The Girl on the Train is based on a groundbreaking novel. Does the movie live up to the hype? Read our movie review to find out:
The Girl on the Train holds itself to a standard of typical mysteries that become more focused on the twisty plot than the characters. Oh, how I wish this mystery were strong enough to distract me from the drab and ugly world these characters occupy.
This is a world in which women spend most of their time drinking and thinking forlornly about how much their lives suck, be it out of terrible relationships, infant mortality or boredom. All the men in their lives are either cheaters, abusers or murderers. Even the cops appear cynical and distant when handling the mystery. There is nobody to root for in this drab picture, no message to take away and no pot of gold at the end of its monochrome rainbow. I found myself hoping the train of the movie would derail and bring about an explosion if only to see some color and wake these characters from their dreary comas.
Our lead is supposed to be Rachel, a drunken divorced woman played with a cherry nose by Emily Blunt. With no job and no future goals, she wastes away her days on a train. While on the train, she passes by several houses, staring at their occupants as she envies their lives. The train happens to pass by the house of her ex-husband who has now remarried and has a child. Feeling terrible for herself, she drinks on the train, goes out to drink some more and then drinks at home. At some point in the past she breaks into the house of her ex to hold his child, though she comically reasons it wasn’t breaking and entering based on the door being open.
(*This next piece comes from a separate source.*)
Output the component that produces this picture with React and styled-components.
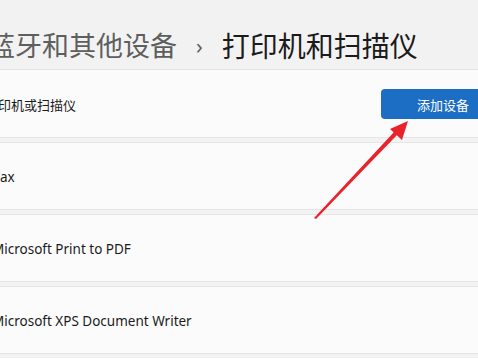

She also makes the pathetic excuse that all she wanted to do was hold the baby, as if that somehow excuses her wandering into the house and taking the baby out of it.
Since there doesn’t appear to be anything else going on in her life at the moment, she starts snooping around when a woman she sees everyday from the train is having an affair with another man. This sight compels her to disembark from the train, follow this woman she only knows from a distance and call her a whore before blacking out. She awakes in her apartment the next morning, stained with blood, only to discover that woman she called a whore is now missing.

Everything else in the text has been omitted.